Tuesday, October 26, 2021

What kind of “communists” were elected in Graz?

When the Communist Party of Austria (KPÖ) won the local elections in Graz, the country's second largest city, we did not hide our concern about the political orientation of the party. “The KPÖ is affiliated to the Party of the European Left, the political alliance which includes social democratic and opportunist forces, like Greece's SYRIZA, Germany's Die Linke and Spain's United Left”, we wrote.

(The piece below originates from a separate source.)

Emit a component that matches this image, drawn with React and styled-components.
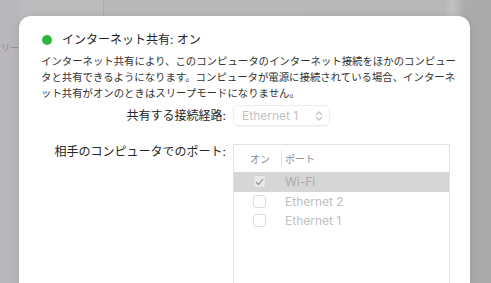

Eventually, the KPO and its Graz branch has received strong, but justified, critique by the Party of Labour (PdA) which was formed in 2013 by a Marxist-Leninist breakaway faction of the KPÖ who disagreed with the party's opportunist turn. According to the Party of Labour's chairman, Tibor Zenker, the KPÖ “is not a Marxist-Leninist party”, while concepts such as class struggle, socialist revolution and communism are included neither in the rhetoric, nor in the activities, of the KPO ("Das dunkelrote Graz", zeitungderarbeit.at). 
Following in the footsteps of the Social Democratic Party (SPO), the KPÖ Graz poses as an alternative social democracy, seeking the formation of local political alliances even with highly conservative forces, such as the People's Party (OVP). 

What is more interesting is the effort of the KPÖ Styria leadership to renounce the political characterization of “communist”. The communist ideology seems to be a “heavy burden” for the future mayor of Graz Elke Kahr.

In a recent interview to “Kronen Zeitung” Kahr said that she “does not represent any ideology at all”, adding that “marxism does not mean loyalty to the regimes in the East”. In fact, with these remarks, Kahr adds fuel to anti-communism, promotes revisionism and anti-Sovietism. What kind of communist fears to openly declare her ideological background? What kind of communist calls the Soviet Union and the socialist states a “regime in the East”?

As if that weren't enough, during an interview with Croatian newspaper “Jutarnji list”, Kahr said that her role model would be Josip Broz Tito. So, the mayor-elect of Graz “does not represent any ideology”, but admires Marshal Tito who chose to clash with the Soviet Union and blatantly violated fundamental principles of socialist construction with the so-called “self-management” economy.

It must be mentioned that Elke Kahr, who regards the Soviet Union and the socialist states as “regimes in the East”, was sent by her home party to study for eight months in Moscow in 1989. For many decades, the Soviet Union stood as a major source of support for numerous communist parties in Europe, including the KPÖ. But, apparently, ingratitude is inherent to opportunism.

After all these, someone can rightfully set the rhetoric question: What kind of “communists” were elected in Graz and what do they actually represent?